If you have access to a metabase instance, either remotely or locally via docker you need confiugre the connection to the R project.

  1. In the terminal, navigate to the DataToMetabase project folder

  2. Create a .Renviron file from the .Renviron.example template.

    cp .Renviron.example .Renviron
  3. Open .Renviron in a text editor

  4. Provide your Metabase credentials and the metabase url. The latter is localhost:3000 in case you are using the local docker instance with the default port. Before filling the file should look like.

    METABASE_USER="<email>"
    METABASE_PWD="<password>"
    METABASE_URL="<metabase-url>"
  5. Start R-Studio and open the project.

  6. Load the project as a package

    devtools::load_all()
  7. Create a metabase client instance and show all the metabase databases. If this runs without error and shows the sample database the configuration is correct.

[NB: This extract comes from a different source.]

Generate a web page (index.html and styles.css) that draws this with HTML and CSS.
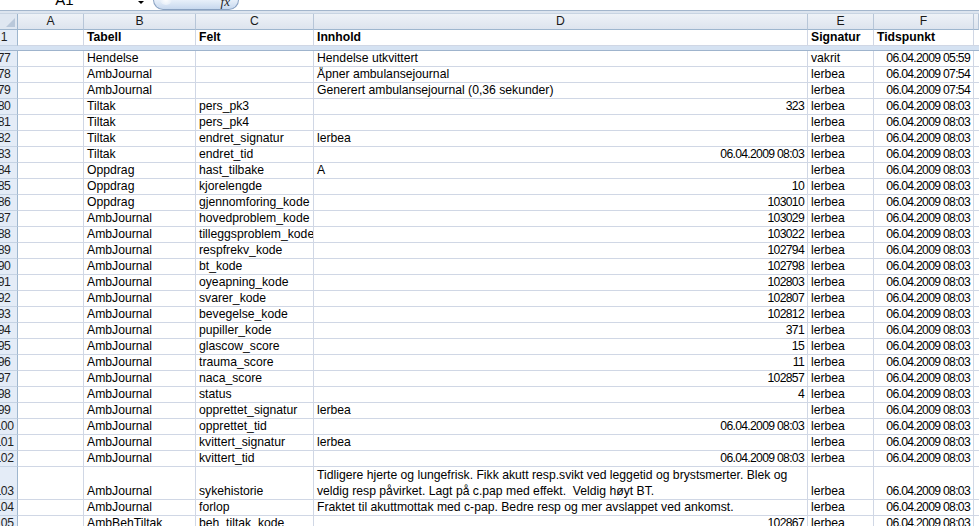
FILE: index.html
```html
<!DOCTYPE html>
<html lang="no">
<head>
<meta charset="utf-8">
<title>Excel</title>
<link rel="stylesheet" href="styles.css">
</head>
<body>
<div class="formula">
  <div class="namebox"><span>A1</span></div>
  <div class="nb-drop"><span class="arrow"></span></div>
  <div class="fxbtn"><span class="shine"></span><span class="fx">fx</span></div>
  <div class="finput"></div>
</div>
<div class="gap"></div>
<div class="sheet">
  <div class="row colhead">
    <div class="corner"><span class="tri"></span></div>
    <div class="ch">A</div><div class="ch">B</div><div class="ch">C</div><div class="ch">D</div><div class="ch">E</div><div class="ch">F</div><div class="ch"></div>
  </div>
  <div class="row hdr">
    <div class="rh"><span>1</span></div>
    <div class="c"></div><div class="c">Tabell</div><div class="c">Felt</div><div class="c">Innhold</div><div class="c">Signatur</div><div class="c">Tidspunkt</div><div class="c"></div>
  </div>
  <div class="split"></div>

  <div class="row"><div class="rh"><span>77</span></div><div class="c"></div><div class="c">Hendelse</div><div class="c"></div><div class="c">Hendelse utkvittert</div><div class="c">vakrit</div><div class="c r">06.04.2009 05:59</div><div class="c"></div></div>
  <div class="row"><div class="rh"><span>78</span></div><div class="c"></div><div class="c">AmbJournal</div><div class="c"></div><div class="c">Åpner ambulansejournal</div><div class="c">lerbea</div><div class="c r">06.04.2009 07:54</div><div class="c"></div></div>
  <div class="row"><div class="rh"><span>79</span></div><div class="c"></div><div class="c">AmbJournal</div><div class="c"></div><div class="c">Generert ambulansejournal (0,36 sekunder)</div><div class="c">lerbea</div><div class="c r">06.04.2009 07:54</div><div class="c"></div></div>
  <div class="row"><div class="rh"><span>80</span></div><div class="c"></div><div class="c">Tiltak</div><div class="c">pers_pk3</div><div class="c r">323</div><div class="c">lerbea</div><div class="c r">06.04.2009 08:03</div><div class="c"></div></div>
  <div class="row"><div class="rh"><span>81</span></div><div class="c"></div><div class="c">Tiltak</div><div class="c">pers_pk4</div><div class="c"></div><div class="c">lerbea</div><div class="c r">06.04.2009 08:03</div><div class="c"></div></div>
  <div class="row"><div class="rh"><span>82</span></div><div class="c"></div><div class="c">Tiltak</div><div class="c">endret_signatur</div><div class="c">lerbea</div><div class="c">lerbea</div><div class="c r">06.04.2009 08:03</div><div class="c"></div></div>
  <div class="row"><div class="rh"><span>83</span></div><div class="c"></div><div class="c">Tiltak</div><div class="c">endret_tid</div><div class="c r">06.04.2009 08:03</div><div class="c">lerbea</div><div class="c r">06.04.2009 08:03</div><div class="c"></div></div>
  <div class="row"><div class="rh"><span>84</span></div><div class="c"></div><div class="c">Oppdrag</div><div class="c">hast_tilbake</div><div class="c">A</div><div class="c">lerbea</div><div class="c r">06.04.2009 08:03</div><div class="c"></div></div>
  <div class="row"><div class="rh"><span>85</span></div><div class="c"></div><div class="c">Oppdrag</div><div class="c">kjorelengde</div><div class="c r">10</div><div class="c">lerbea</div><div class="c r">06.04.2009 08:03</div><div class="c"></div></div>
  <div class="row"><div class="rh"><span>86</span></div><div class="c"></div><div class="c">Oppdrag</div><div class="c">gjennomforing_kode</div><div class="c r">103010</div><div class="c">lerbea</div><div class="c r">06.04.2009 08:03</div><div class="c"></div></div>
  <div class="row"><div class="rh"><span>87</span></div><div class="c"></div><div class="c">AmbJournal</div><div class="c">hovedproblem_kode</div><div class="c r">103029</div><div class="c">lerbea</div><div class="c r">06.04.2009 08:03</div><div class="c"></div></div>
  <div class="row"><div class="rh"><span>88</span></div><div class="c"></div><div class="c">AmbJournal</div><div class="c">tilleggsproblem_kode</div><div class="c r">103022</div><div class="c">lerbea</div><div class="c r">06.04.2009 08:03</div><div class="c"></div></div>
  <div class="row"><div class="rh"><span>89</span></div><div class="c"></div><div class="c">AmbJournal</div><div class="c">respfrekv_kode</div><div class="c r">102794</div><div class="c">lerbea</div><div class="c r">06.04.2009 08:03</div><div class="c"></div></div>
  <div class="row"><div class="rh"><span>90</span></div><div class="c"></div><div class="c">AmbJournal</div><div class="c">bt_kode</div><div class="c r">102798</div><div class="c">lerbea</div><div class="c r">06.04.2009 08:03</div><div class="c"></div></div>
  <div class="row"><div class="rh"><span>91</span></div><div class="c"></div><div class="c">AmbJournal</div><div class="c">oyeapning_kode</div><div class="c r">102803</div><div class="c">lerbea</div><div class="c r">06.04.2009 08:03</div><div class="c"></div></div>
  <div class="row"><div class="rh"><span>92</span></div><div class="c"></div><div class="c">AmbJournal</div><div class="c">svarer_kode</div><div class="c r">102807</div><div class="c">lerbea</div><div class="c r">06.04.2009 08:03</div><div class="c"></div></div>
  <div class="row"><div class="rh"><span>93</span></div><div class="c"></div><div class="c">AmbJournal</div><div class="c">bevegelse_kode</div><div class="c r">102812</div><div class="c">lerbea</div><div class="c r">06.04.2009 08:03</div><div class="c"></div></div>
  <div class="row"><div class="rh"><span>94</span></div><div class="c"></div><div class="c">AmbJournal</div><div class="c">pupiller_kode</div><div class="c r">371</div><div class="c">lerbea</div><div class="c r">06.04.2009 08:03</div><div class="c"></div></div>
  <div class="row"><div class="rh"><span>95</span></div><div class="c"></div><div class="c">AmbJournal</div><div class="c">glascow_score</div><div class="c r">15</div><div class="c">lerbea</div><div class="c r">06.04.2009 08:03</div><div class="c"></div></div>
  <div class="row"><div class="rh"><span>96</span></div><div class="c"></div><div class="c">AmbJournal</div><div class="c">trauma_score</div><div class="c r">11</div><div class="c">lerbea</div><div class="c r">06.04.2009 08:03</div><div class="c"></div></div>
  <div class="row"><div class="rh"><span>97</span></div><div class="c"></div><div class="c">AmbJournal</div><div class="c">naca_score</div><div class="c r">102857</div><div class="c">lerbea</div><div class="c r">06.04.2009 08:03</div><div class="c"></div></div>
  <div class="row"><div class="rh"><span>98</span></div><div class="c"></div><div class="c">AmbJournal</div><div class="c">status</div><div class="c r">4</div><div class="c">lerbea</div><div class="c r">06.04.2009 08:03</div><div class="c"></div></div>
  <div class="row"><div class="rh"><span>99</span></div><div class="c"></div><div class="c">AmbJournal</div><div class="c">opprettet_signatur</div><div class="c">lerbea</div><div class="c">lerbea</div><div class="c r">06.04.2009 08:03</div><div class="c"></div></div>
  <div class="row"><div class="rh"><span>100</span></div><div class="c"></div><div class="c">AmbJournal</div><div class="c">opprettet_tid</div><div class="c r">06.04.2009 08:03</div><div class="c">lerbea</div><div class="c r">06.04.2009 08:03</div><div class="c"></div></div>
  <div class="row"><div class="rh"><span>101</span></div><div class="c"></div><div class="c">AmbJournal</div><div class="c">kvittert_signatur</div><div class="c">lerbea</div><div class="c">lerbea</div><div class="c r">06.04.2009 08:03</div><div class="c"></div></div>
  <div class="row"><div class="rh"><span>102</span></div><div class="c"></div><div class="c">AmbJournal</div><div class="c">kvittert_tid</div><div class="c r">06.04.2009 08:03</div><div class="c">lerbea</div><div class="c r">06.04.2009 08:03</div><div class="c"></div></div>
  <div class="row tall"><div class="rh"><span>103</span></div><div class="c"></div><div class="c">AmbJournal</div><div class="c">sykehistorie</div><div class="c wrap">Tidligere hjerte og lungefrisk. Fikk akutt resp.svikt ved leggetid og brystsmerter. Blek og<br>veldig resp påvirket. Lagt på c.pap med effekt.&nbsp; Veldig høyt BT.</div><div class="c">lerbea</div><div class="c r">06.04.2009 08:03</div><div class="c"></div></div>
  <div class="row"><div class="rh"><span>104</span></div><div class="c"></div><div class="c">AmbJournal</div><div class="c">forlop</div><div class="c">Fraktet til akuttmottak med c-pap. Bedre resp og mer avslappet ved ankomst.</div><div class="c">lerbea</div><div class="c r">06.04.2009 08:03</div><div class="c"></div></div>
  <div class="row"><div class="rh"><span>105</span></div><div class="c"></div><div class="c">AmbBehTiltak</div><div class="c">beh_tiltak_kode</div><div class="c r">102867</div><div class="c">lerbea</div><div class="c r">06.04.2009 08:03</div><div class="c"></div></div>
</div>
</body>
</html>
```

FILE: styles.css
```css
* { box-sizing: border-box; }
html, body { margin: 0; padding: 0; }
body {
  width: 979px;
  height: 526px;
  overflow: hidden;
  background: #fff;
  font-family: "Liberation Sans", Arial, sans-serif;
  font-size: 12.2px;
  color: #000;
}

/* formula bar (top cut off) */
.formula {
  display: flex;
  height: 11px;
  border-bottom: 1px solid #a3b6cc;
  overflow: hidden;
  background: #fff;
}
.namebox {
  width: 129px;
  display: flex;
  align-items: flex-end;
  justify-content: center;
  padding-bottom: 3px;
  font-size: 15px;
  line-height: 15px;
}
.nb-drop {
  width: 24px;
  display: flex;
  justify-content: center;
  padding-top: 1px;
}
.arrow {
  width: 0;
  height: 0;
  border-left: 3px solid transparent;
  border-right: 3px solid transparent;
  border-top: 3px solid #000;
}
.fxbtn {
  width: 86px;
  height: 10px;
  border: 1px solid #8aa2c2;
  border-top: none;
  border-radius: 0 0 10px 10px;
  background: linear-gradient(#e8f0fa, #c7d8ee);
  display: flex;
  align-items: flex-end;
  justify-content: space-between;
  padding: 0 8px 2px 6px;
  overflow: hidden;
}
.shine {
  width: 12px;
  height: 7px;
  margin-bottom: 2px;
  border-radius: 0 0 6px 6px;
  background: radial-gradient(circle at 50% 20%, #ffffff, #dde8f6);
}
.fx {
  font-family: "Liberation Serif", serif;
  font-style: italic;
  font-size: 13px;
  line-height: 10px;
  color: #1e1e1e;
}
.finput { flex: 1; }

.gap {
  height: 2px;
  background: #dde5ef;
}

/* sheet grid */
.row {
  display: grid;
  grid-template-columns: 18px 66px 112px 118px 494px 66px 100px 5px;
  height: 16px;
}
.row.tall { height: 33px; }

.c {
  border-right: 1px solid #d0d7e5;
  border-bottom: 1px solid #d0d7e5;
  display: flex;
  align-items: flex-end;
  padding: 0 2px 0 3px;
  line-height: 15px;
  white-space: nowrap;
  overflow: hidden;
}
.c.r {
  justify-content: flex-end;
  padding-right: 3px;
  letter-spacing: -0.7px;
}
.c.wrap {
  display: block;
  line-height: 16px;
}

.rh {
  background: #e4ecf7;
  border-right: 1px solid #9eb6ce;
  border-bottom: 1px solid #c5d3e4;
  overflow: hidden;
  display: flex;
  align-items: flex-end;
  line-height: 15px;
  color: #1f1f1f;
  letter-spacing: -0.5px;
}
.rh span {
  display: block;
  flex: none;
  width: 26px;
  margin-left: -9px;
  text-align: center;
}

/* column header */
.colhead {
  height: 17px;
  border-top: 1px solid #c8d4e2;
}
.ch, .corner {
  background: linear-gradient(#eef2f7, #dde4ee);
  border-right: 1px solid #b7c6d8;
  border-bottom: 1px solid #9eb6ce;
  display: flex;
  align-items: center;
  justify-content: center;
  line-height: 15px;
  color: #1a1a1a;
}
.corner {
  background: #dfe7f1;
  border-right: 1px solid #9eb6ce;
  align-items: flex-end;
  justify-content: flex-end;
  padding: 0 2px 2px 0;
}
.tri {
  width: 0;
  height: 0;
  border-left: 9px solid transparent;
  border-bottom: 9px solid #b9c8da;
}

.hdr .c { font-weight: bold; }

.split {
  height: 5px;
  background: #d5e2f2;
  border-bottom: 1px solid #9fb4cd;
}
```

    mc <- MetabaseClient()
    mc$get_databases()

Developer Information

Code styling

Linting

This project uses the lintr package to enforce code style consistency and better / clean code practice.

It seems that renv is ignoring lintr so you might need to install it with install.packages("lintr").

Run the linter with lintr::lint_dir()

It is recommended to use the styler package as well.

VSCode users need to install the languageserver R package and the R extension for VSCode.

Partner organization

This project was conducted in collaboration with the Vielfalt entscheidet project of Citizens For Europe gUG.